Segnaliamo infine che questo Manifesto dello stile Orna/mentale, che vive su corpo e su scultura” (Effigi Edizioni, 2018), ha avuto in breve tempo importanti riconoscimenti che hanno contribuito, a livello di percezione sociale, a cambiare l’opinione del pubblico rispetto al tatuaggio, ora indicato come nuova espressione artistica. Questo Manifesto è stato presentato al Macro-Museo d’Arte Contemporanea Roma nel 2018; è stato il testo di introduzione della sua personale al Complesso del Vittoriano sempre nel 2018 mentre è entrato a far parte dei volumi presenti nella Biblioteca Nazionale di Roma ed in quella di Firenze.
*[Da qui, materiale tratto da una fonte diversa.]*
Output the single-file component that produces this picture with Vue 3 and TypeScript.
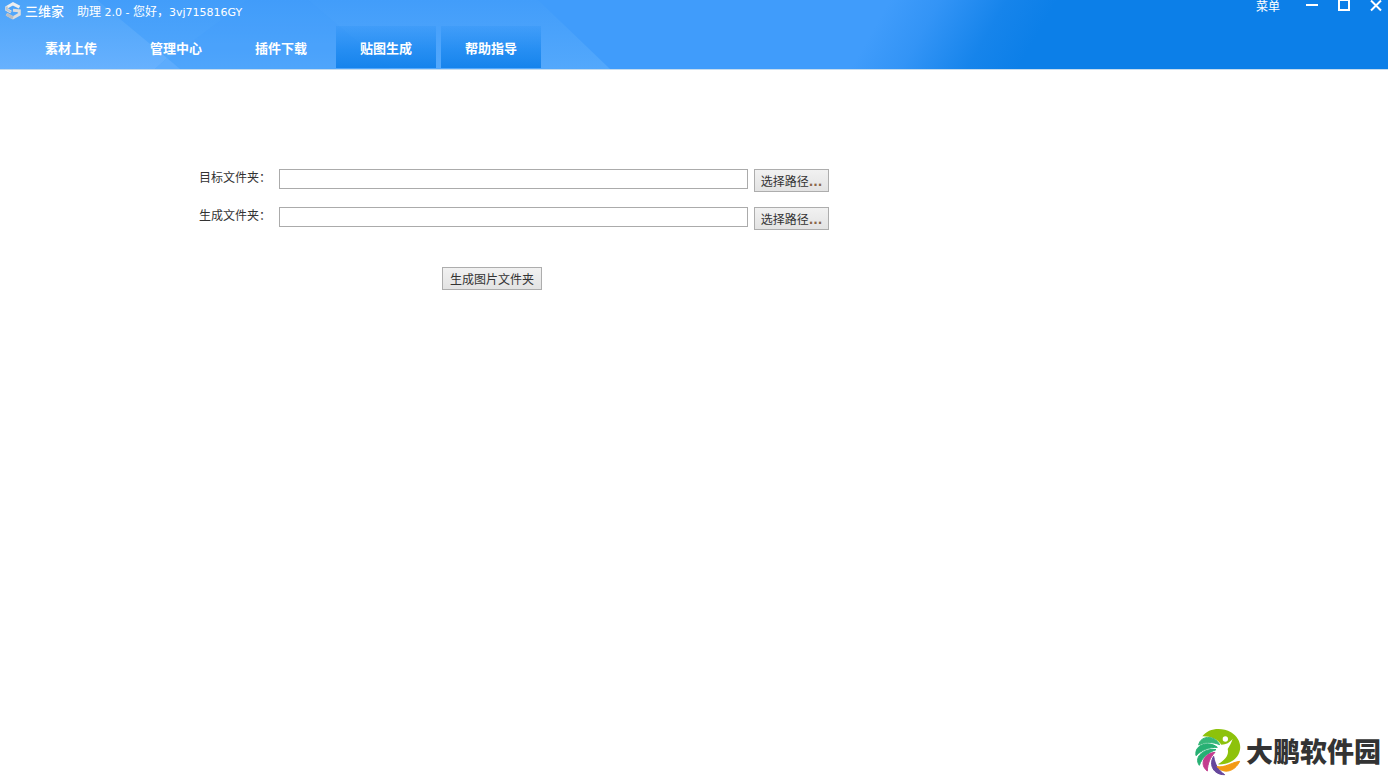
<script setup lang="ts">
import { ref } from 'vue'

interface Tab {
  label: string
  raised: boolean
}

interface FolderRow {
  id: string
  label: string
  path: string
}

const greeting = '您好\uFF0C'
const account = '3vj715816GY'

const tabs: Tab[] = [
  { label: '素材上传', raised: false },
  { label: '管理中心', raised: false },
  { label: '插件下载', raised: false },
  { label: '贴图生成', raised: true },
  { label: '帮助指导', raised: true },
]

const folders = ref<FolderRow[]>([
  { id: 'target-folder', label: '目标文件夹\uFF1A', path: '' },
  { id: 'output-folder', label: '生成文件夹\uFF1A', path: '' },
])
</script>

<template>
  <div class="window">
    <header class="header">
      <svg class="backdrop" width="1100" height="69" viewBox="0 0 1100 69" aria-hidden="true">
        <defs>
          <linearGradient id="base" gradientUnits="userSpaceOnUse" x1="890" y1="0" x2="1016" y2="72">
            <stop offset="0" stop-color="#409cfb" />
            <stop offset="0.3" stop-color="#3394f6" />
            <stop offset="0.7" stop-color="#1684eb" />
            <stop offset="1" stop-color="#0c7fe8" />
          </linearGradient>
          <linearGradient id="facet" x1="0" y1="0" x2="0" y2="1">
            <stop offset="0" stop-color="#429dfa" />
            <stop offset="1" stop-color="#53a8fc" />
          </linearGradient>
          <linearGradient id="corner" x1="0" y1="0" x2="0" y2="1">
            <stop offset="0" stop-color="#4ba3f9" />
            <stop offset="1" stop-color="#67b1fe" />
          </linearGradient>
        </defs>
        <rect width="1100" height="69" fill="url(#base)" />
        <path d="M0 0H538L610 69H0Z" fill="url(#facet)" />
        <path d="M308 0L390 69H155L248 0Z" fill="#409cfb" fill-opacity="0.22" />
        <path d="M0 0H97L167 58L155 69H0Z" fill="url(#corner)" />
        <path d="M167 58L180 69H155Z" fill="#5dacfd" />
      </svg>

      <div class="titlebar">
        <svg class="logo" width="16" height="18" viewBox="0 0 16 18" aria-hidden="true">
          <path d="M14.500 5.200L8 1.800L1.800 5.300V7.600L6 10" fill="none" stroke="#eceef0" stroke-width="3" />
          <path d="M1.500 12.200L8 15.900L14.300 12.400V8.800L8 8.300" fill="none" stroke="#dadcde" stroke-width="3" />
          <path d="M1.800 4.500V7.600L6 10" fill="none" stroke="#c0c6cc" stroke-width="2" />
          <path d="M1.500 12.200L8 15.900" fill="none" stroke="#b9bdc2" stroke-width="3" />
        </svg>
        <span class="brand">三维家</span>
        <span class="caption">助理<span class="latin"> 2.0 - </span>{{ greeting }}<span class="latin">{{ account }}</span></span>
        <div class="controls">
          <button type="button" class="menu">菜单</button>
          <button type="button" class="control" aria-label="最小化">
            <svg width="12" height="12" viewBox="0 0 12 12"><path d="M0 5H12" stroke="#fff" stroke-width="2" /></svg>
          </button>
          <button type="button" class="control" aria-label="最大化">
            <svg width="12" height="12" viewBox="0 0 12 12"><rect x="1" y="0" width="10" height="10" fill="none" stroke="#fff" stroke-width="2" /><path d="M0 0H12" stroke="#fff" stroke-width="2" /></svg>
          </button>
          <button type="button" class="control" aria-label="关闭">
            <svg width="12" height="12" viewBox="0 0 12 12"><path d="M1 0.5L11 10.5M11 0.5L1 10.5" stroke="#fff" stroke-width="2" /></svg>
          </button>
        </div>
      </div>

      <nav class="tabs">
        <button v-for="tab in tabs" :key="tab.label" type="button" class="tab" :class="{ raised: tab.raised }">
          {{ tab.label }}
        </button>
      </nav>
    </header>

    <main class="content">
      <form class="form" @submit.prevent>
        <div v-for="row in folders" :key="row.id" class="row">
          <label :for="row.id">{{ row.label }}</label>
          <input :id="row.id" v-model="row.path" type="text" />
          <button type="button" class="push browse">选择路径<span class="dots">...</span></button>
        </div>
        <button type="submit" class="push generate">生成图片文件夹</button>
      </form>
    </main>

    <footer class="footer">
      <svg width="46" height="48" viewBox="9 9 138 144" aria-hidden="true">
        <path d="M31 34C48 10 88 5 117 22C140 36 150 60 142 82C134 106 108 120 77 118C99 106 112 90 107 72C112 62 119 53 122 41C113 53 103 58 88 59C76 42 55 33 31 34Z" fill="#8dc20b" />
        <circle cx="100" cy="42" r="8" fill="#fff" />
        <g stroke-width="3" stroke-linejoin="round">
          <path d="M20 60C24 33 66 27 83 59C60 50 40 51 20 60Z" fill="#36b779" stroke="#36b779" />
          <path d="M12 92C6 58 51 46 76 67C51 67 30 74 12 92Z" fill="#27b073" stroke="#27b073" />
          <path d="M22 121C3 94 40 68 72 74C48 83 31 96 22 121Z" fill="#27b073" stroke="#27b073" />
          <path d="M46 138C21 119 35 85 69 82C54 98 47 115 46 138Z" fill="#c43d8e" stroke="#c43d8e" />
          <path d="M98 149C65 150 49 119 65 94C69 119 79 136 98 149Z" fill="#66479c" stroke="#66479c" />
          <path d="M75 125C99 129 119 112 143 109C129 139 96 149 75 125Z" fill="#f39a13" stroke="#f39a13" />
        </g>
      </svg>
      <span class="wordmark">大鹏软件园</span>
    </footer>
  </div>
</template>

<style>
body {
  margin: 0;
  background: #fff;
}
</style>

<style scoped>
.window {
  display: flex;
  flex-direction: column;
  min-height: 100vh;
  font-family: "Noto Sans", "Noto Sans CJK SC", sans-serif;
  font-size: 12px;
  color: #333;
}

button {
  margin: 0;
  padding: 0;
  border: 0;
  background: none;
  color: inherit;
  font: inherit;
}

.header {
  position: relative;
  overflow: hidden;
  background: #0c7fe8;
  border-bottom: 1px solid #c5dcef;
  color: #fff;
}

.backdrop {
  position: absolute;
  top: 0;
  left: 0;
}

.titlebar {
  position: relative;
  display: flex;
  align-items: flex-start;
  height: 26px;
  padding: 0 6px 0 5px;
}

.logo {
  margin-top: 2px;
}

.brand {
  margin-left: 4px;
  font-size: 13px;
  font-weight: 500;
  line-height: 22px;
}

.caption {
  margin-left: 13px;
  line-height: 24px;
  white-space: pre;
}

.latin {
  font-family: "DejaVu Sans", sans-serif;
  font-size: 11px;
}

.controls {
  display: flex;
  align-items: flex-start;
  gap: 20px;
  margin-left: auto;
}

.menu {
  margin-right: 6px;
  line-height: 14px;
}

.control {
  width: 12px;
  height: 12px;
}

.control svg {
  display: block;
}

.tabs {
  position: relative;
  display: flex;
  gap: 5px;
  padding: 0 21px 1px;
}

.tab {
  width: 100px;
  height: 42px;
  font-size: 13px;
  font-weight: 700;
}

.raised {
  background: linear-gradient(rgba(18, 131, 238, 0.15), rgba(18, 131, 238, 0.65) 55%, #1583ec);
}

.content {
  flex: 1;
  padding: 99px 0 0 199px;
}

.form {
  display: flex;
  flex-direction: column;
  align-items: flex-start;
}

.row {
  display: flex;
  align-items: flex-start;
  height: 23px;
  margin-bottom: 15px;
}

.row label {
  width: 80px;
  line-height: 17px;
}

.row input {
  box-sizing: border-box;
  width: 469px;
  height: 20px;
  padding: 0 4px;
  border: 1px solid #ababab;
  border-radius: 0;
  outline: 0;
  background: #fff;
  font: inherit;
}

.push {
  box-sizing: border-box;
  height: 23px;
  border: 1px solid #adadad;
  background: linear-gradient(#f1f1f1, #e3e3e3);
  line-height: 23px;
  white-space: nowrap;
}

.browse {
  width: 75px;
  margin-left: 6px;
}

.dots {
  color: #8a6648;
  font-family: "DejaVu Sans", sans-serif;
  font-weight: 700;
}

.generate {
  width: 100px;
  margin: 22px 0 0 243px;
}

.footer {
  display: flex;
  align-items: center;
  justify-content: flex-end;
  gap: 5px;
  padding: 0 7px 1px 0;
}

.wordmark {
  color: #333;
  font-size: 27px;
  font-weight: 900;
  line-height: 46px;
}
</style>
Ora anche al Senato della Repubblica dove recentemente (10 settembre 2019) Marco Manzo ha organizzato una tavola rotonda dal titolo “Nuovi autorevoli Linguaggi dell’arte contemporanea nel XXI secolo”, presso la Sala degli atti parlamentari Biblioteca “Giovanni Spadolini su iniziativa di Fondazione Charta.
https://abitarearoma.it/rassegna-darte-al-senato-della-repubblica/
Come si vede nella foto di Valter Sambucini – tra gli altri che si sono succeduti a parlare – da sinistra sul palco l’artista Marco Manzo, al tavolo – Daniele Radini Tedeschi e Stefania Pieralice, critici d’Arte e Curatori, attualmente presso il Padiglione Guatemala alla 58esima Biennale d’Arte di Venezia – Giorgio Di Genova, storico, scrittore e critico d’Arte, autore della “Storia dell’arte italiana del 900” e commissario in due edizioni precedenti della Biennale di Venezia; – infine Pietro Zocconali, Presidente Associazione Nazionale Sociologi, che tra l’altro, ha accennato all’ultima partecipazione di Marco Manzo al libro della sottoscritta, con un’intervista e la presenza di una sua opera sulla copertina del libro che tiene in mano (edito da Robin 2019) Città reali, città immaginarie.
Padiglione Guatemala – Interesting state, Salone dei Concerti di Palazzo Albrizzi Capello, Cannaregio 4118 – Venezia. Dall’11 maggio al 24 novembre 2019. Curatore Stefania Pieralice, direzione del Ministro della Cultura Elder de Jesus Suchite Vargas.